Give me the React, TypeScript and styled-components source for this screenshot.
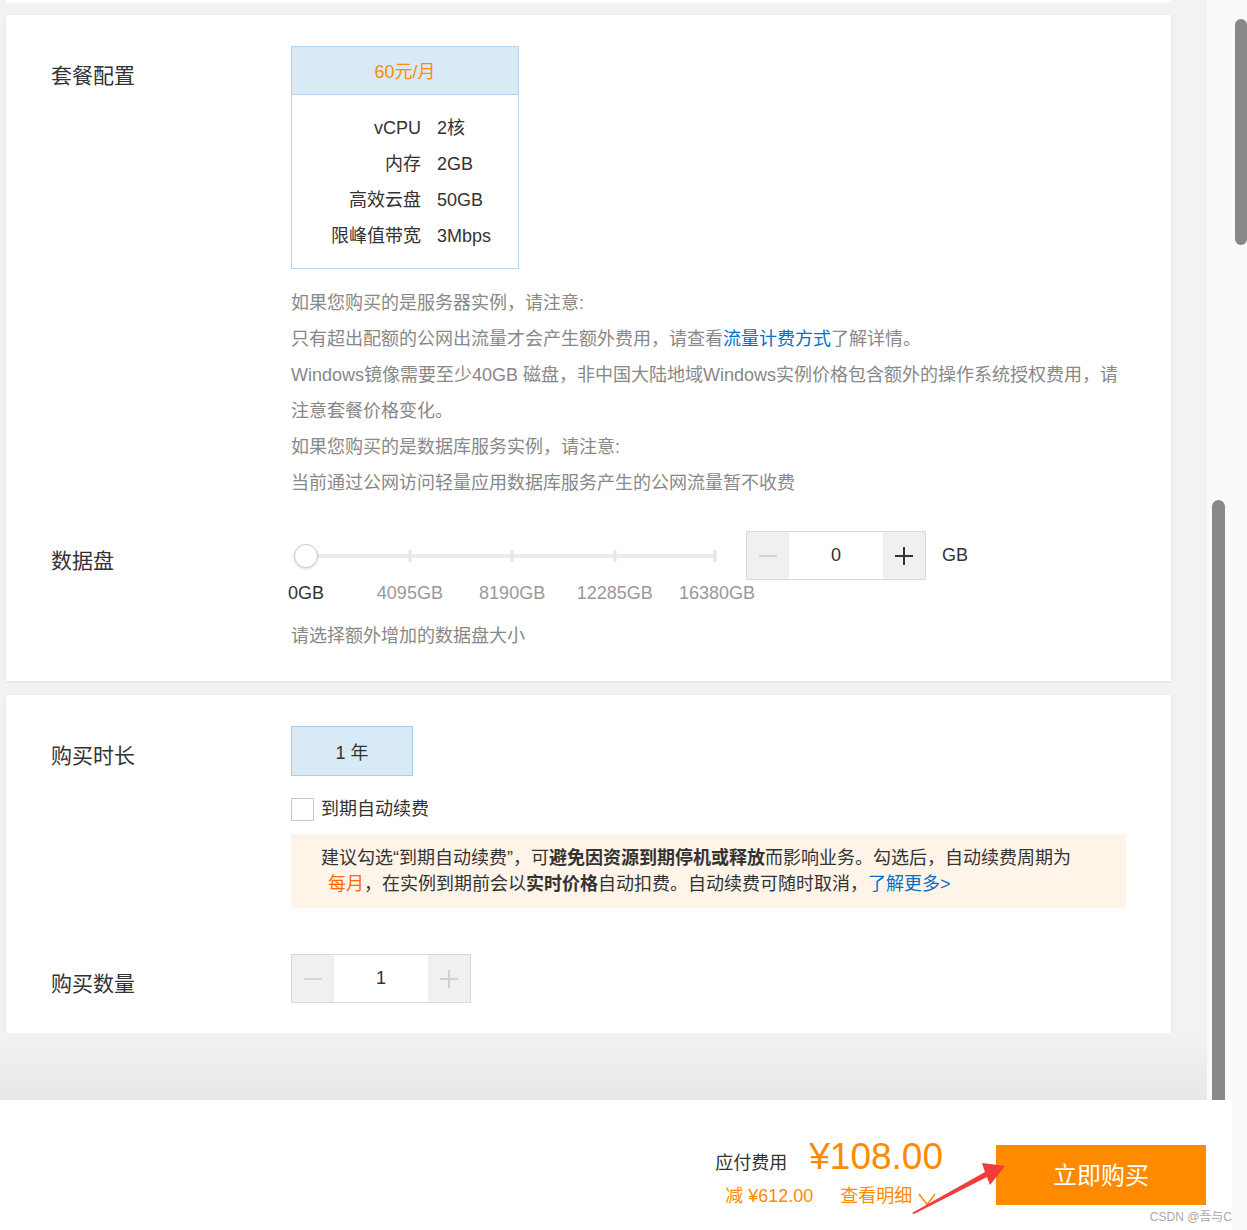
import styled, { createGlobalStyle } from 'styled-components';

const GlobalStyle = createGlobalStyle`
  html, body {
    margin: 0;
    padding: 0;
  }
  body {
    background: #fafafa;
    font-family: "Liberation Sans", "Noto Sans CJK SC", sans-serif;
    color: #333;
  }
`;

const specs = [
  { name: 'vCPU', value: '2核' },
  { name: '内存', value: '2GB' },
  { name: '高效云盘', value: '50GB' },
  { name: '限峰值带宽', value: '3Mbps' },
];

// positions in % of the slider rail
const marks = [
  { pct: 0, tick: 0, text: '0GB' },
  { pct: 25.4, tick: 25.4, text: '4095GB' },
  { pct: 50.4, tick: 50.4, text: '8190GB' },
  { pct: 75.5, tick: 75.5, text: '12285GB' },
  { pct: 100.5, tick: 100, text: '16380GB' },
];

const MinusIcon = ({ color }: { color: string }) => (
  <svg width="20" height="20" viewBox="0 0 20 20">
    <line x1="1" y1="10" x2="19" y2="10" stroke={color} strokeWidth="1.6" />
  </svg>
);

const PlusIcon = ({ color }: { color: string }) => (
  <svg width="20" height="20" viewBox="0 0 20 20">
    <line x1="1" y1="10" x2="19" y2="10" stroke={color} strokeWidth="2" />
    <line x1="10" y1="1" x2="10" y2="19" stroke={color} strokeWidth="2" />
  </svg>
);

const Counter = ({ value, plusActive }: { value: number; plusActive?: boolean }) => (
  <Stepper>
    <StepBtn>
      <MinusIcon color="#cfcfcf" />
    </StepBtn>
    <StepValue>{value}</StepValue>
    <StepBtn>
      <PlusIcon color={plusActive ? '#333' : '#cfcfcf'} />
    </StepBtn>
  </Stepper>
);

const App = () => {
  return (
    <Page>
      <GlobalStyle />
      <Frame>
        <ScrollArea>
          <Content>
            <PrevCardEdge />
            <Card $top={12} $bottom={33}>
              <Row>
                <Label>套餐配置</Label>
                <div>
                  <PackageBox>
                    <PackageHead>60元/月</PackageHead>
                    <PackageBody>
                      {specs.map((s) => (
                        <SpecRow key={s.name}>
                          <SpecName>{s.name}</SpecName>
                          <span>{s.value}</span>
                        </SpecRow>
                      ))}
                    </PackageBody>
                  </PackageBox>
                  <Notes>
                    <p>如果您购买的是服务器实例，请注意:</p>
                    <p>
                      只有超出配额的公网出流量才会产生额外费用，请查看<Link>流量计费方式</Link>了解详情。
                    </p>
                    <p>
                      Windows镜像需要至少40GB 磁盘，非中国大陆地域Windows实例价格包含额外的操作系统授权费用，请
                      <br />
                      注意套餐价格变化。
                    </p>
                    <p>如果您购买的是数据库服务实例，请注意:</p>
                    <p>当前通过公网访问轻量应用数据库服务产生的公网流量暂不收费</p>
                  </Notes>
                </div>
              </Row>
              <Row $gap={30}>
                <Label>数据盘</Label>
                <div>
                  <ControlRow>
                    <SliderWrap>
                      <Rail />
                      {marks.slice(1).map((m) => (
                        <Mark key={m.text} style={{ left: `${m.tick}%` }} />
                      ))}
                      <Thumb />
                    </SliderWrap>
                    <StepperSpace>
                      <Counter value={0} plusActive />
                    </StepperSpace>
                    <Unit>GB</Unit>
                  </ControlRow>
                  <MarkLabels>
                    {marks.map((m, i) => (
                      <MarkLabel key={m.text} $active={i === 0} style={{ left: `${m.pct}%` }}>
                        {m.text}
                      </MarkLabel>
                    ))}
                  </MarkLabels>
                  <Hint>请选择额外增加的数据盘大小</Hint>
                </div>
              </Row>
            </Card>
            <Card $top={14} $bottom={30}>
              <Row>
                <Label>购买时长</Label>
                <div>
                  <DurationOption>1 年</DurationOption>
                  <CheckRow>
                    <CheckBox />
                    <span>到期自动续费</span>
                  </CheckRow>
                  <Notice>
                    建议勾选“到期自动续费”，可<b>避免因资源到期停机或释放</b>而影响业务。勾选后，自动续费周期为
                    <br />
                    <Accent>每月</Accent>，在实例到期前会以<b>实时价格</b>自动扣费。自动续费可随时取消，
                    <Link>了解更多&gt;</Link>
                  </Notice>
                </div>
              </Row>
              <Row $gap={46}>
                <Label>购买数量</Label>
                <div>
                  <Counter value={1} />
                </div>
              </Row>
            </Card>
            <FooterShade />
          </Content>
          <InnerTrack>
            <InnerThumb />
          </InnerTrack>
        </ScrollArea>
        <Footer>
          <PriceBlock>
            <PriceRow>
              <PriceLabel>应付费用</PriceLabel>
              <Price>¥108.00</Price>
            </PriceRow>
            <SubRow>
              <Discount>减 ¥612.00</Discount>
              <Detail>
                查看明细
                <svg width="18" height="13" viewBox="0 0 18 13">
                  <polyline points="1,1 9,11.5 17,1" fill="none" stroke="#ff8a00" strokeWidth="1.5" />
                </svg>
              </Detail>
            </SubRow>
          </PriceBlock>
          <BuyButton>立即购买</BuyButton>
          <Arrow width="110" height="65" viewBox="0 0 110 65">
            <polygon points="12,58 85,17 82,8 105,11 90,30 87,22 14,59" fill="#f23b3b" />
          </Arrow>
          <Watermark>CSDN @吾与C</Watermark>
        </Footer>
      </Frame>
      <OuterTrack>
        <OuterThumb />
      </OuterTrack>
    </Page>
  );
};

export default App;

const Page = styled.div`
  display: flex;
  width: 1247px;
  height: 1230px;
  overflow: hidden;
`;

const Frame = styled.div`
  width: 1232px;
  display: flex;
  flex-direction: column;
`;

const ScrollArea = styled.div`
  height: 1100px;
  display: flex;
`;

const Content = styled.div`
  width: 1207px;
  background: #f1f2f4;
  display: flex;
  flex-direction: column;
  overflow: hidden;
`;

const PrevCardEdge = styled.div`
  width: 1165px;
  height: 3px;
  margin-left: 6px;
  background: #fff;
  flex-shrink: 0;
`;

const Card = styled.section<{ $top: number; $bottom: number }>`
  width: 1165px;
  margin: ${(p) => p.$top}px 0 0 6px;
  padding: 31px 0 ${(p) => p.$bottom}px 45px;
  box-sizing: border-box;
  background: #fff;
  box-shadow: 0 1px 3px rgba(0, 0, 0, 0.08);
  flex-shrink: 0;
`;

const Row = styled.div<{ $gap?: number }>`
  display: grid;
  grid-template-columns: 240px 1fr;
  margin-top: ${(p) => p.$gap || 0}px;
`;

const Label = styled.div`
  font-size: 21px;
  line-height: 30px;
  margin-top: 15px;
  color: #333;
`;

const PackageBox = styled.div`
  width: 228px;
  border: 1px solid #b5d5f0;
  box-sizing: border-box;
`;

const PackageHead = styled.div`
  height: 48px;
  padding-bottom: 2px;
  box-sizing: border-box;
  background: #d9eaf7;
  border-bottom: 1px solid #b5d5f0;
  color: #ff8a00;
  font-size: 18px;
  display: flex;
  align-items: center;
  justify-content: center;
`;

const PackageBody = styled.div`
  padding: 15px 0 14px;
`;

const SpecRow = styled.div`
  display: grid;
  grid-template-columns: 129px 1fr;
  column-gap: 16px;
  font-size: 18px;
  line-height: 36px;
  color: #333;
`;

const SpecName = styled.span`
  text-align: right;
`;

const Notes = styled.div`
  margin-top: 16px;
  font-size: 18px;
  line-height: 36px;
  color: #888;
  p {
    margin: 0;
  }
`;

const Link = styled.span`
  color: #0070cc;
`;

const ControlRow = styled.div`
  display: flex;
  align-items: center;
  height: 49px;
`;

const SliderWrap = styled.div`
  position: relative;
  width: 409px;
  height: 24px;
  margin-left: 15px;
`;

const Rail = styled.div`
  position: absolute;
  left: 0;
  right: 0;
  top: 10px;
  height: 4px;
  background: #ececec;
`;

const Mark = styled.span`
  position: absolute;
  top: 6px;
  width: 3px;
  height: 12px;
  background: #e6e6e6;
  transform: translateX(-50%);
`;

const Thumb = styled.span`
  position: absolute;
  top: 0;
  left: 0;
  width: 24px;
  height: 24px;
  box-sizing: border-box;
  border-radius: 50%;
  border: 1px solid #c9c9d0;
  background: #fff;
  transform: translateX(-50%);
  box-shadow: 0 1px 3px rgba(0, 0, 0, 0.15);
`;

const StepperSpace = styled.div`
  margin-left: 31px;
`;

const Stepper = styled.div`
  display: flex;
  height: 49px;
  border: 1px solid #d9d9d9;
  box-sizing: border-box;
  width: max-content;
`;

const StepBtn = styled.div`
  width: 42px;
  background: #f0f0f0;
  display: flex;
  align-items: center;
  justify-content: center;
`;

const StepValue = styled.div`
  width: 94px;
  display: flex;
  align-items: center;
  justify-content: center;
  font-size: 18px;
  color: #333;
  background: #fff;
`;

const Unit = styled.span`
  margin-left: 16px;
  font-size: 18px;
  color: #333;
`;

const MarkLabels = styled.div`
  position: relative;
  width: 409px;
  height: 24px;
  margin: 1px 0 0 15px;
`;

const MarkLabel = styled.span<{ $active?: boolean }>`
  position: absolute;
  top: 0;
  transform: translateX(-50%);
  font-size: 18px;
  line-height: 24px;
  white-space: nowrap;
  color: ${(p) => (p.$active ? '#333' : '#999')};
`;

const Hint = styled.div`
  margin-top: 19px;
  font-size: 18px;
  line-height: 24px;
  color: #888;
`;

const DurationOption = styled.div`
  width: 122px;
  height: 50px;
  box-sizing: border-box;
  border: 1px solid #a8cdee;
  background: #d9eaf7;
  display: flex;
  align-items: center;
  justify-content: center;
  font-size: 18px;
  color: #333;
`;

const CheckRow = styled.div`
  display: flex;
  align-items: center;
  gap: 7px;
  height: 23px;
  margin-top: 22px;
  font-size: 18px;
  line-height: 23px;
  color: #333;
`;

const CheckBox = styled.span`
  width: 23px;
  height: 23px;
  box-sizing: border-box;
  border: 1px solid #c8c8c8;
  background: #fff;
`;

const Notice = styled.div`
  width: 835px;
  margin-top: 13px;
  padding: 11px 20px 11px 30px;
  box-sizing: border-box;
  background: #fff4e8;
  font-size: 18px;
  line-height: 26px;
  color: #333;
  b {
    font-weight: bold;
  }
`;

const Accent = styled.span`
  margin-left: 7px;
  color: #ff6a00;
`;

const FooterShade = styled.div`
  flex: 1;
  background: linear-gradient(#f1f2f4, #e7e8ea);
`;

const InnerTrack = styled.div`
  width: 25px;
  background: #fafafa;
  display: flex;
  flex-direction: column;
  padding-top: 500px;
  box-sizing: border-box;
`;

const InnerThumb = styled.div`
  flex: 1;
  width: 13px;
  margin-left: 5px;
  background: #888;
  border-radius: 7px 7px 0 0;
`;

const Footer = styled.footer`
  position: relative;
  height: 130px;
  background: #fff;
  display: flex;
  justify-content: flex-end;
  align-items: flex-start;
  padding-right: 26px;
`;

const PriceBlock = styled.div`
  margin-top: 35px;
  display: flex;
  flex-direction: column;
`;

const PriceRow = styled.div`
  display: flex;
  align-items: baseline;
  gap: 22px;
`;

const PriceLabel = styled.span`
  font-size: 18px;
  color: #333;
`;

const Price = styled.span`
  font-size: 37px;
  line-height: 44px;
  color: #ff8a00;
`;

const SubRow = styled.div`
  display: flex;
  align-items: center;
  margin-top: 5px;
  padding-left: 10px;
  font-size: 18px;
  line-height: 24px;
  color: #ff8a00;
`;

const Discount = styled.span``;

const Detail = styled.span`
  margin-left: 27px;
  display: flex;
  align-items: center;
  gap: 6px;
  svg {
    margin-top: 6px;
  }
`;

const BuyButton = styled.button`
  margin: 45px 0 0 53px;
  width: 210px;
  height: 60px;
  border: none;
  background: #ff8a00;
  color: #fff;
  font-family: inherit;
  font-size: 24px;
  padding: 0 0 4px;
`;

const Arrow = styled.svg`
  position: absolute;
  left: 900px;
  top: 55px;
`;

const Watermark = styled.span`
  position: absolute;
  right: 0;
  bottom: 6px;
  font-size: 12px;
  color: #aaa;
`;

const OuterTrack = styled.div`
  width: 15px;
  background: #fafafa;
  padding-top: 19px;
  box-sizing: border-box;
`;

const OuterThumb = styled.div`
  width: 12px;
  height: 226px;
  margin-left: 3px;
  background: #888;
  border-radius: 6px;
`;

------------------------------------

* **Written instruction**:
Return from the data every line that holds "components".

* **Written response**:
Give me the React, TypeScript and styled-components source for this screenshot.
import styled, { createGlobalStyle } from 'styled-components';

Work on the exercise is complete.